JAMAICA HAS to continue to strengthen its economy in the new year. One major plank that could do with restructuring, should be a target of achieving a reduction in its current account deficit by the end of 2006.
For readers who are not fully familiar with Balance of Payments (hereafter called BOP) terminology, the BOP is the external accounts of a country, from its dealings with the rest of the world. It is made up of two main accounts: Current Account and the Capital & Financial Account. The Current Account is the most critical of these accounts, as any shortfall in this area has to be made up by the Capital & Financial Account, even if this means borrowing heavily from private markets and multinational institutions to balance the BOP.
The Current Account comprises four main areas: Goods (Exports and Imports); Services (Travel, Transportation, and various other services); Income; and Current Transfers (Official and Private). In targeting how we would accomplish a reduction in the current account deficit, we will look at each of these areas.

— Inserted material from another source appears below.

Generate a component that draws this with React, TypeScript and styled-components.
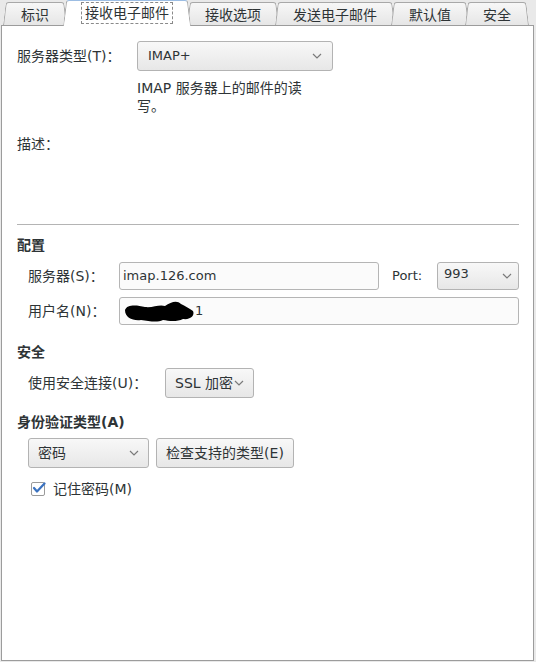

The Goods, Merchandise or Trade sub-sector has historically been a major drain on Jamaica's current account. While countries like Trinidad & Tobago can run trade surpluses (those oil reserves), Jamaica can only look enviously at its neighbour and countries like Brazil and China, which do well in the world on trade. Jamaica incurs a large trade deficit every year, and what's more the trade deficit figure exceeds the value of exports earned since 2001. In the year 2004 for example the value of exports earned by Jamaica was US$1.5 billion while imports cost us US$3.5 billion, leaving a US$2 billion trade deficit.
CONCERTED DRIVE
This is unacceptable. There must be a concerted drive (led by the Jamaica Exporters' Association) to raise the value of export earnings. We must devise strategies to reduce contaminated export shipments (while reducing bureaucratic procedures), to keep costs competitive, to improve packaging, to meet global requirements, and become known for reliability and dependability in meeting export orders. Incidents like the recent ackee fiasco should not happen again as it is in the area of non-traditional agricultural exports that we can make the fastest growth.
With more access to markets across CSME countries this year, and other developing countries like China and Venezuela in a growing global trade, Jamaica should be able to increase its share of the global trade pie. What must be done is to raise our export share of GDP from the measly 16-18 per cent, to a respectable 25 per cent as soon as we can (this is in sharp contrast to 40-44 per cent import share of our GDP).
PHYSICAL IMPROVEMENTS
Tourism inflows are expected to grow in 2006 and if TPDCO and respective local parish councils can work together to increase the linkages and multiplier effects from tourism, there could be increased gains. Physical improvements of not only resort areas is a necessity, but more must be done with public education and beautification campaigns, as well as more enforcement of anti-littering laws across the country. Transportation expansion seems well set (especially the seaports and airports).
In terms of income earnings, let our skilled professionals and artisans also use the recent CSME free movement for some to earn more in that area by offering their services when needed.
Finally, as regards the current transfers, this is a traditional area of strength, despite the steady decline in the level of official inflows, but the jump in inflows of private remittances has been good, so with more competition for providers, hopefully this will reduce the cost of users of this service. Good steps were also made last year by both the Government and the Opposition to have greater dialogue with the Jamaican Diaspora and may this be strengthened this year to build on this relationship.